Thank you Father for the kind exchange
O, and a few last things.
P. 27 Ratzinger says that anti modernism was a "neurosis" that "again and again crippled the church."
p. 148 Bible is not the word of God "The sacred books, believed to be the work of a vey authors to whom God had directly dictated his words, suddenly appeared as a work expressive of an entire human history, which had grown layer by layer throughout millennia, a history deeply interwoven with the religious history of surrounding peoples.
I could go on and on with his modernist heterodoxy but I think this promise/threat may be be the most chilling words of his text, page 206
"If we may say that the synod is a permanent council - its composition as well as its name justifies this - then its institution under these circumstances guarantees that the Council will continue after its official end; it will from now be part of the everyday life of the Church. It will be no more mere transitory episode. but will be able to mature what was sown in the often stormy days of the sessions.

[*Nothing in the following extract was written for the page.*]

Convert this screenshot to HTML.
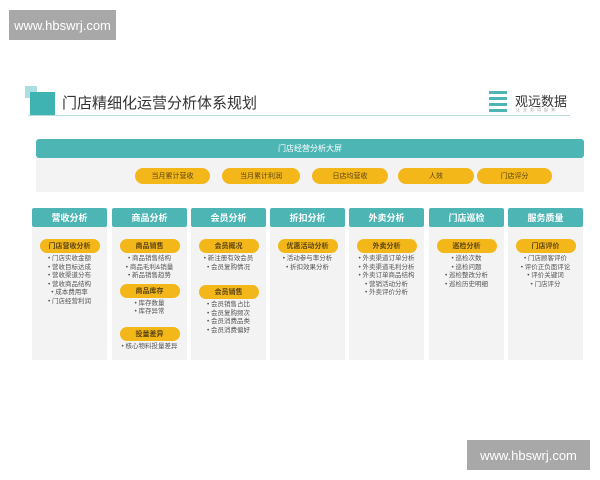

Raztinger is saying the V2 revolution is PERMANENT!!
You can check out of Casa Sanctae Marthae but you can never leave.
You can't complain about Francis without admitting he is merely walking the path into the quicksand of modernism cut by Ratzinger and the other powerful revolutionary modernist periti who successfully hijacked V2.
I'm done, Father. Thank you for your time and patience.
Not to mention the beautiful ressurectionfix in the middle.